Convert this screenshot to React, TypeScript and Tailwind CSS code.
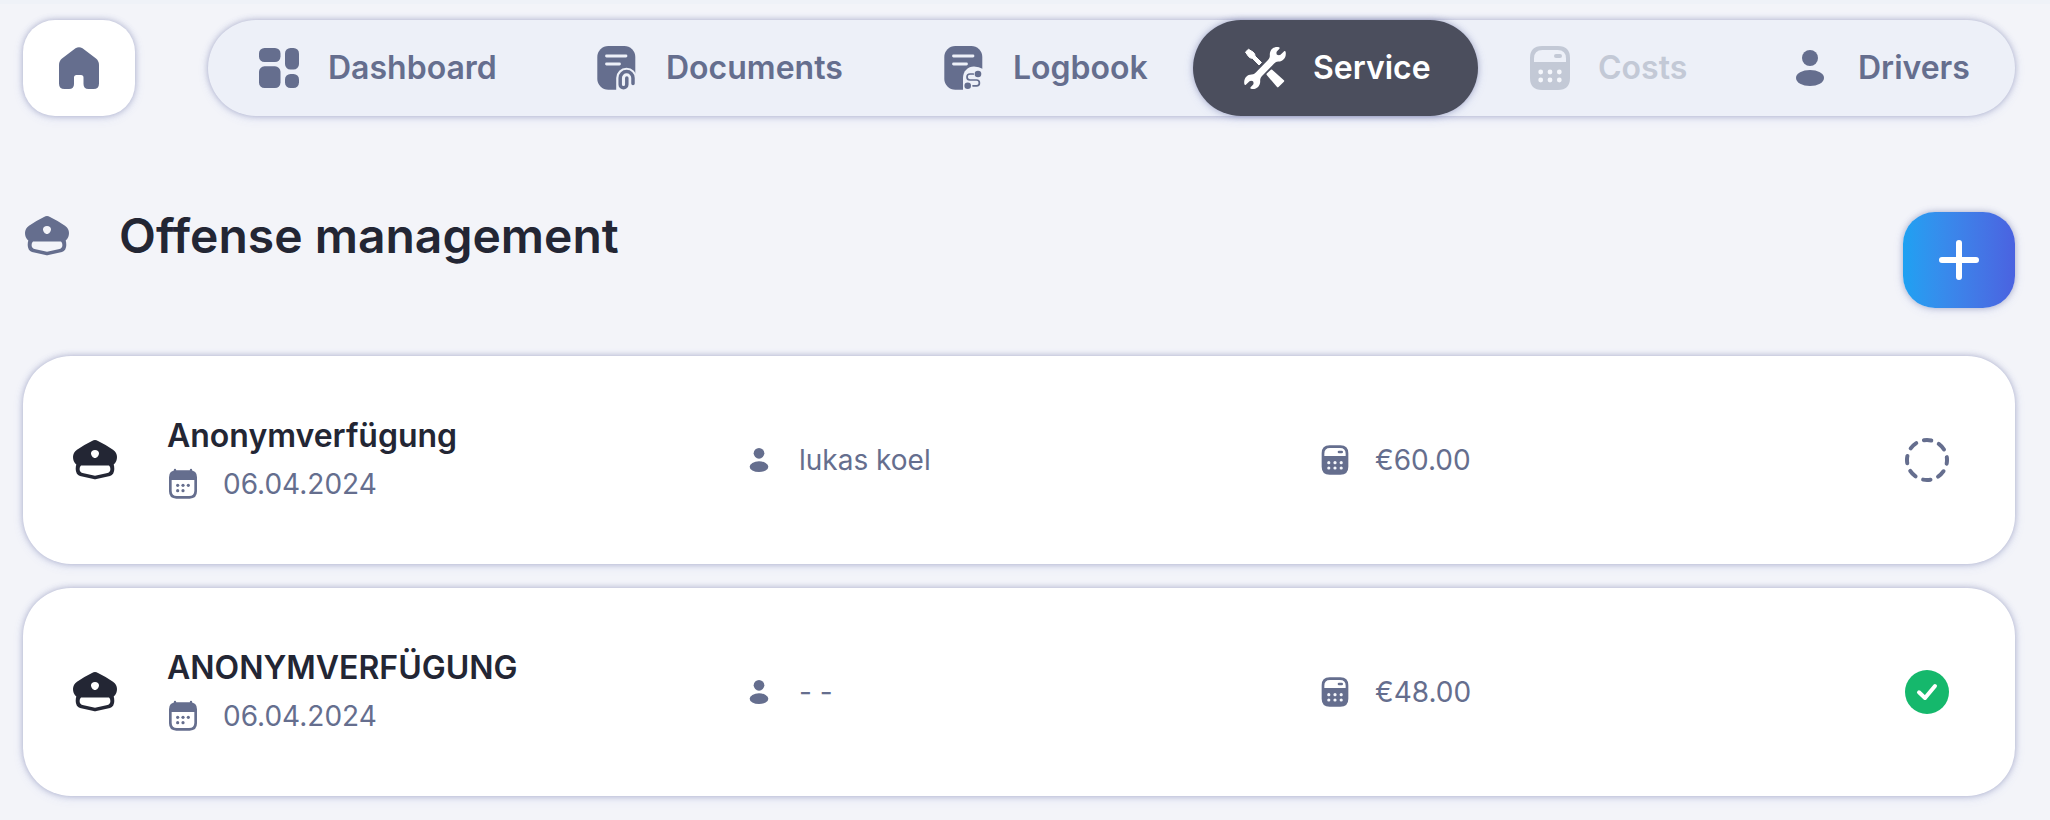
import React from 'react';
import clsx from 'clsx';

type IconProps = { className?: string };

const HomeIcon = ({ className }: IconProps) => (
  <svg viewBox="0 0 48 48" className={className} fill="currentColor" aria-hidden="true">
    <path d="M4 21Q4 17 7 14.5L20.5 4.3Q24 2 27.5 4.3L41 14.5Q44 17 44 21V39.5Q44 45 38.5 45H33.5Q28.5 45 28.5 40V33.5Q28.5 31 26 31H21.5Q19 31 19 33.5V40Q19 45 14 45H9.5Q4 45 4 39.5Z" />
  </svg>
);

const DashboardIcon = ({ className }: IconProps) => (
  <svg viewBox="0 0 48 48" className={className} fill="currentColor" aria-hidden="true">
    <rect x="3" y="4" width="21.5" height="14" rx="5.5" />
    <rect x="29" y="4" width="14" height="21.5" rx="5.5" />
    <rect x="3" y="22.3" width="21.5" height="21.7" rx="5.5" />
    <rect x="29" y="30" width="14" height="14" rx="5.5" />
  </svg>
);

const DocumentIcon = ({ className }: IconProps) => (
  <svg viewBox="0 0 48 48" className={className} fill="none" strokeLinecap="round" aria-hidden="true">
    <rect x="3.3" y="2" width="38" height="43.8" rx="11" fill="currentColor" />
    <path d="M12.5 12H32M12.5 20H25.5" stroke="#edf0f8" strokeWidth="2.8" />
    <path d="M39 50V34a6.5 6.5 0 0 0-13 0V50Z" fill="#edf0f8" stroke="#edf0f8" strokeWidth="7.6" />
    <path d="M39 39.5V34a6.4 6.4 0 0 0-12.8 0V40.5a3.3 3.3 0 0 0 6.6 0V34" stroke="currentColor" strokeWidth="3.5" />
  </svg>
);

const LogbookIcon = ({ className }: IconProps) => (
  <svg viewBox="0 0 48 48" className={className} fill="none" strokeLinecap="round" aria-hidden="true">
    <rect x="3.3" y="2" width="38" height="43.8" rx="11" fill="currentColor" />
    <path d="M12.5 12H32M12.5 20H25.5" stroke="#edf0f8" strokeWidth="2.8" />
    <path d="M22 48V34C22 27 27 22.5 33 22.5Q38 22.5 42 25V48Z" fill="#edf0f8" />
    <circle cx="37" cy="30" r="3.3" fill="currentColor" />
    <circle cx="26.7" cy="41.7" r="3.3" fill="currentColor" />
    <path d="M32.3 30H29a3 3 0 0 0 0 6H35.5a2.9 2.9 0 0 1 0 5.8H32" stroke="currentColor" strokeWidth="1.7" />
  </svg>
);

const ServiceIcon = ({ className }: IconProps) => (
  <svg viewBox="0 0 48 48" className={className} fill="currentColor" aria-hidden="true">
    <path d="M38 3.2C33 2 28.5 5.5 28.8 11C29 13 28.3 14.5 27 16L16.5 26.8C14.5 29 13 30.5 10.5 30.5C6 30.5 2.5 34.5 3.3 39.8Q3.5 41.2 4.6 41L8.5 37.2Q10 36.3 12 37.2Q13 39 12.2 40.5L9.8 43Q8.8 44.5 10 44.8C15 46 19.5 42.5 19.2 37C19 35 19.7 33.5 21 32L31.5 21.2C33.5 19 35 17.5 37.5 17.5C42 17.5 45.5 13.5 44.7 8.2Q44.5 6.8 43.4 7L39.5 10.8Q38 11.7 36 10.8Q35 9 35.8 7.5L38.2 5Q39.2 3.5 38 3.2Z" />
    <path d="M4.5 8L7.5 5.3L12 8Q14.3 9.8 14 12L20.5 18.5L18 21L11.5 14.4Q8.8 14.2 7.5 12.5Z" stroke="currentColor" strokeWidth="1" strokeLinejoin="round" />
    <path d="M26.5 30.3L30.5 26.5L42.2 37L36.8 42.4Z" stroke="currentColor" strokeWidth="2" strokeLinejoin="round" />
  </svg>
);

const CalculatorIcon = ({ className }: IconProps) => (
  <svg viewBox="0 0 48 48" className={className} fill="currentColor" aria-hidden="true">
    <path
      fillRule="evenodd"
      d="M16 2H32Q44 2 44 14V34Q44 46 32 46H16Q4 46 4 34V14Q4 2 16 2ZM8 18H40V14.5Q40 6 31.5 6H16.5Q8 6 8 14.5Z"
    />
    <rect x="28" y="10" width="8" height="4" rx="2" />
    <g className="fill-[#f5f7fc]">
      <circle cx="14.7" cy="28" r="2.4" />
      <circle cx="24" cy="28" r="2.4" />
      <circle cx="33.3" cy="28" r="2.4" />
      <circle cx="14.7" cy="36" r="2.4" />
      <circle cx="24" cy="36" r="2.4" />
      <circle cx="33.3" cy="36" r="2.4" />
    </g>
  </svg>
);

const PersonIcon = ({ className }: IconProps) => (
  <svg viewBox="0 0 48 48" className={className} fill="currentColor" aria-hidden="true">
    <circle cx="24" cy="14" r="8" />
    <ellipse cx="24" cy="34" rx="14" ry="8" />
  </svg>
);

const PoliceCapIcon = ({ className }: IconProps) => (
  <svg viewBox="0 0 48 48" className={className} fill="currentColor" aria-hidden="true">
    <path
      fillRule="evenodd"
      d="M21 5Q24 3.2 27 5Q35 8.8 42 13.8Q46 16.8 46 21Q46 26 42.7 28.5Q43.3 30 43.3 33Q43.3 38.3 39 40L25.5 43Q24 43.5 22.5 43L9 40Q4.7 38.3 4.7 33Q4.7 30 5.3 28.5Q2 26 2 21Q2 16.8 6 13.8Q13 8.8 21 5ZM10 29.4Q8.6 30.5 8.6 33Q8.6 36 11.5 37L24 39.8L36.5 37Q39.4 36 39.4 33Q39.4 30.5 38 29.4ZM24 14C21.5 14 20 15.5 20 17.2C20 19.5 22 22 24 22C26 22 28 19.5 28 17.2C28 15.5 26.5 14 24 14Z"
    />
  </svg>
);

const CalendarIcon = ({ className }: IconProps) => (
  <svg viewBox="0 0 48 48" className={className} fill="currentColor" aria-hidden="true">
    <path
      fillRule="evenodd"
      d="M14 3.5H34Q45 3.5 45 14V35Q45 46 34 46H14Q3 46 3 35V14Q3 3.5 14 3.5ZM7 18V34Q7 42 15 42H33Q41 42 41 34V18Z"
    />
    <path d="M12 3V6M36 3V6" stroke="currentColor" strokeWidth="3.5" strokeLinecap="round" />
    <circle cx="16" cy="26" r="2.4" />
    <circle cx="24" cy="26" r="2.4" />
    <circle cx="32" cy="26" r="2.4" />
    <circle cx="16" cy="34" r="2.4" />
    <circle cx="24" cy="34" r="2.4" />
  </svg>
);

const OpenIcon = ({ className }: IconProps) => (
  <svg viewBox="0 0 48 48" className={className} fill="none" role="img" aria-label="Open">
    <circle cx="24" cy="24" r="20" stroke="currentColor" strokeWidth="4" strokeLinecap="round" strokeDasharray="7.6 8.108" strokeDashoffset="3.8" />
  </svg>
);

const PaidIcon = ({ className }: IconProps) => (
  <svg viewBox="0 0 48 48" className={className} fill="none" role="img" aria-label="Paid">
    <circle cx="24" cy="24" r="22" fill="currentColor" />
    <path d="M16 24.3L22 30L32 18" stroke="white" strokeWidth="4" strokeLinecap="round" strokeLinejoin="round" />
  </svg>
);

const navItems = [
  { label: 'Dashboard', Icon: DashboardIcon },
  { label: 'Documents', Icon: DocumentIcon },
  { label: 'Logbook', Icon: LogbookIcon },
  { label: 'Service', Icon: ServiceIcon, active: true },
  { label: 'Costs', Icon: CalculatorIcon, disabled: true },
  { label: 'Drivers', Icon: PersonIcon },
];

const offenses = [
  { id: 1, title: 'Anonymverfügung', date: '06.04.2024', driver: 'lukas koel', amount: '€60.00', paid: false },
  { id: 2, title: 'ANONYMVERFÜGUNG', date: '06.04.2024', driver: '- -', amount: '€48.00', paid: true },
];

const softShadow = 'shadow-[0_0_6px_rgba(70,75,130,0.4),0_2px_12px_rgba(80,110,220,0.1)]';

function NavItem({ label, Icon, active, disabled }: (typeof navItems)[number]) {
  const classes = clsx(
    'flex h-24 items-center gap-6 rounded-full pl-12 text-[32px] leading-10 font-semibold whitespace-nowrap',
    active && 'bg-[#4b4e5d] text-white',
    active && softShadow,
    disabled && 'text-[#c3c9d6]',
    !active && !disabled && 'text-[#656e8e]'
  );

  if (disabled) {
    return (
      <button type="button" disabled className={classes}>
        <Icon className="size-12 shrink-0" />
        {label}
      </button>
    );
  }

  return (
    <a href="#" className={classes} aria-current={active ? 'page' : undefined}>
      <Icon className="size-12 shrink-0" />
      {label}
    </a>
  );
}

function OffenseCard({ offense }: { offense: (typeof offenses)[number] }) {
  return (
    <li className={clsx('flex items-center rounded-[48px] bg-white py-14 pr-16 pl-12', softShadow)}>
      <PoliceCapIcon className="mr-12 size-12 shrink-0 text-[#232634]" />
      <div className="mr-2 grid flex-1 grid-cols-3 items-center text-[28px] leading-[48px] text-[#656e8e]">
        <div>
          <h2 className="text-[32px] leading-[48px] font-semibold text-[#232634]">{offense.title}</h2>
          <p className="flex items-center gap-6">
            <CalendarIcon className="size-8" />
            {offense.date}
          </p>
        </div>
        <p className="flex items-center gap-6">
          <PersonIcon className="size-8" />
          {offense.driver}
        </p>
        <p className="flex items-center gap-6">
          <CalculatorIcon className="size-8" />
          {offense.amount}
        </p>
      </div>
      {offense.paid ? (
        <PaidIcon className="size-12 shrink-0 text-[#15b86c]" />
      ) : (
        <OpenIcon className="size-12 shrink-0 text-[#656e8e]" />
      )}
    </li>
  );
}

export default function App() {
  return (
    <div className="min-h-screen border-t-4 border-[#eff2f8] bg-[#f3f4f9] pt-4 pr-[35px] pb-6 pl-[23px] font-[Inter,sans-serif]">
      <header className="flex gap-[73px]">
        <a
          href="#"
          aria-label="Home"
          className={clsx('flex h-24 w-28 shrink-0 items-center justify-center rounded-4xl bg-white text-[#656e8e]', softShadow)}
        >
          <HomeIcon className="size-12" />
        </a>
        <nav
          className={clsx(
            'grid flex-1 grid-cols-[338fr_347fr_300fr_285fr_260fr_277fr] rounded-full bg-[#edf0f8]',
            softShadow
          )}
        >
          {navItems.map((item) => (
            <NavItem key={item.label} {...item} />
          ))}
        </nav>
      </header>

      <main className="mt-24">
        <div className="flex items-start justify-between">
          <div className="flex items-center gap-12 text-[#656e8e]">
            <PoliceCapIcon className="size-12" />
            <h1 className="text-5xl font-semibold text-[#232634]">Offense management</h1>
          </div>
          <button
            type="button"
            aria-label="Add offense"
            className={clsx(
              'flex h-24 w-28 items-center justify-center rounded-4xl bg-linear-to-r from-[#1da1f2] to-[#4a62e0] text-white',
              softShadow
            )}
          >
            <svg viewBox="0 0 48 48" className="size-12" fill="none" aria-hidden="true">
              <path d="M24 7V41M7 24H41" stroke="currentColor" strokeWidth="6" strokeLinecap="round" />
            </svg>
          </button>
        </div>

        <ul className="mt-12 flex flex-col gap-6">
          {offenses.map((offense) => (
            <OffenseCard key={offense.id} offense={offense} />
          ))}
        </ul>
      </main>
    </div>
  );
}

What is required: Locate all lines in the listing above with the word "React". Copy them.

Result for this exercise:
Convert this screenshot to React, TypeScript and Tailwind CSS code.
import React from 'react';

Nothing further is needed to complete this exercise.